RIO + 20. Les pauvres sont-ils responsables du changement climatique ?
Par Alain Grandjean, économiste
Le sommet sur le développement durable s’est ouvert le 20 juin au Brésil. Selon le secrétaire général de l’ONU, Ban Ki-Moon, « Rio + 20 nous donne une chance unique de corriger les choses ». Reste à savoir comment. Pour Alain Grandjean, de la Fondation Nicolas Hulot, la réduction de la natalité n’est pas une réponse aux défis écologiques.

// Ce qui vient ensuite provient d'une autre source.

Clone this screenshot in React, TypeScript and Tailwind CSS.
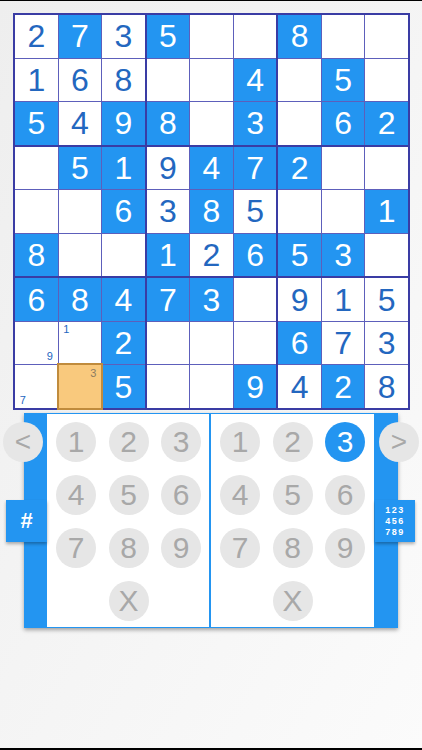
import React from 'react';

const VALUES = [
  '2735..8..',
  '168..4.5.',
  '5498.3.62',
  '.519472..',
  '..6385..1',
  '8..12653.',
  '68473.915',
  '..2...673',
  '..5..9428',
];

const BLUE = [
  '010100100',
  '000001010',
  '101101011',
  '011011100',
  '001010001',
  '100101110',
  '111110000',
  '001000100',
  '001001010',
];

const NOTES: Record<string, number[]> = {
  '7-0': [9],
  '7-1': [1],
  '8-0': [7],
  '8-1': [3],
};

const SELECTED = '8-1';

function Cell({ r, c }: { r: number; c: number }) {
  const v = VALUES[r][c];
  const blue = BLUE[r][c] === '1';
  const key = `${r}-${c}`;
  const notes = NOTES[key];
  const selected = key === SELECTED;

  return (
    <div
      className={`relative flex items-center justify-center text-[32px] leading-none ${
        blue ? 'bg-[#2395f1] text-white' : 'bg-white text-[#2367bf]'
      }`}
    >
      {selected ? (
        <div className="absolute -inset-[2px] z-10 border-2 border-[#c08b3c] bg-[#f9c97d]" />
      ) : null}
      {v !== '.' ? <span>{v}</span> : null}
      {notes ? (
        <div className="absolute inset-0 z-20 grid grid-cols-3 grid-rows-3 p-[1px] text-[11px] font-medium leading-none">
          {[1, 2, 3, 4, 5, 6, 7, 8, 9].map((n) => (
            <span
              key={n}
              className={`flex items-center justify-center ${selected ? 'text-[#8c7c62]' : 'text-[#2367bf]'}`}
            >
              {notes.includes(n) ? n : ''}
            </span>
          ))}
        </div>
      ) : null}
    </div>
  );
}

function Board() {
  return (
    <div className="ml-[13px] mt-[12px] grid h-[397px] w-[397px] grid-cols-3 grid-rows-3 gap-[2px] bg-[#3a3ca4] p-[2px]">
      {[0, 1, 2].map((br) =>
        [0, 1, 2].map((bc) => (
          <div key={`${br}-${bc}`} className="grid grid-cols-3 grid-rows-3 gap-px bg-[#5d5fbb]">
            {[0, 1, 2].map((ir) =>
              [0, 1, 2].map((ic) => <Cell key={`${ir}-${ic}`} r={br * 3 + ir} c={bc * 3 + ic} />)
            )}
          </div>
        ))
      )}
    </div>
  );
}

function PadButton({ label, active }: { label: string; active?: boolean }) {
  return (
    <div
      className={`flex h-[40px] w-[40px] items-center justify-center rounded-full text-[30px] leading-none ${
        active ? 'bg-[#2395f1] text-white' : 'bg-[#e6e6e6] text-[#a8a8a8]'
      }`}
    >
      {label}
    </div>
  );
}

function Pad({ active }: { active?: string }) {
  return (
    <div className="grid h-full grid-cols-[40px_40px_40px] content-start gap-x-[12.5px] gap-y-[13px] bg-white pl-[9px] pt-[8px]">
      {['1', '2', '3', '4', '5', '6', '7', '8', '9'].map((n) => (
        <PadButton key={n} label={n} active={n === active} />
      ))}
      <div />
      <PadButton label="X" />
    </div>
  );
}

export default function App() {
  return (
    <div
      className="flex h-[750px] w-[422px] flex-col bg-linear-to-br from-[#eeeeee] to-[#fbfbfb]"
      style={{ fontFamily: '"Liberation Sans", Arial, sans-serif' }}
    >
      <div className="h-px bg-black" />
      <Board />
      <div className="relative ml-[24px] mt-[3px] flex h-[215px] w-[374px] bg-[#2395f1] shadow-[0_2px_4px_rgba(0,0,0,0.35)]">
        <div className="w-[23px]" />
        <div className="w-[162px] py-px">
          <Pad />
        </div>
        <div className="w-[2px]" />
        <div className="w-[163px] py-px">
          <Pad active="3" />
        </div>
        <div className="w-[24px]" />

        <div className="absolute left-[-21px] top-[9px] flex h-[40px] w-[40px] items-center justify-center rounded-full bg-[#e6e6e6] text-[28px] leading-none text-[#a8a8a8]">
          &lt;
        </div>
        <div className="absolute left-[355px] top-[9px] flex h-[40px] w-[40px] items-center justify-center rounded-full bg-[#e6e6e6] text-[28px] leading-none text-[#a8a8a8]">
          &gt;
        </div>
        <div className="absolute left-[-18px] top-[87px] flex h-[42px] w-[41px] items-center justify-center bg-[#2395f1] text-[22px] font-bold leading-none text-white shadow-[0_2px_3px_rgba(0,0,0,0.3)]">
          #
        </div>
        <div className="absolute left-[351px] top-[87px] flex h-[42px] w-[40px] flex-col items-center justify-center bg-[#2395f1] text-[9px] font-bold leading-[11px] tracking-[1.5px] text-white shadow-[0_2px_3px_rgba(0,0,0,0.3)]">
          <span>123</span>
          <span>456</span>
          <span>789</span>
        </div>
      </div>
      <div className="flex-1" />
      <div className="h-[2px] bg-black" />
    </div>
  );
}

L’impact de l’humanité sur la planète est évidemment fonction de la démographie de notre espèce. Nous étions moins de 10 millions au début de la sédentarisation, il y a une dizaine de milliers d’années. Nous sommes aujourd’hui 7 milliards, soit environ 1000 fois plus. Et nous filons vers les 8,5 à 9,5 milliards en 2050. La maîtrise de la démographie semble donc clairement la priorité des actions pour réduire cet impact. Elle s’impose, pour des raisons humaines, sociales et écologiques, dans les régions où ce n’est pas le cas. Les plus pauvres sont les victimes du changement climatique et, plus généralement, des crises environnementales qui vont se multiplier et s’aggraver. Ce sont eux qui ont le moins de capacité d’adaptations au changement climatique en cours.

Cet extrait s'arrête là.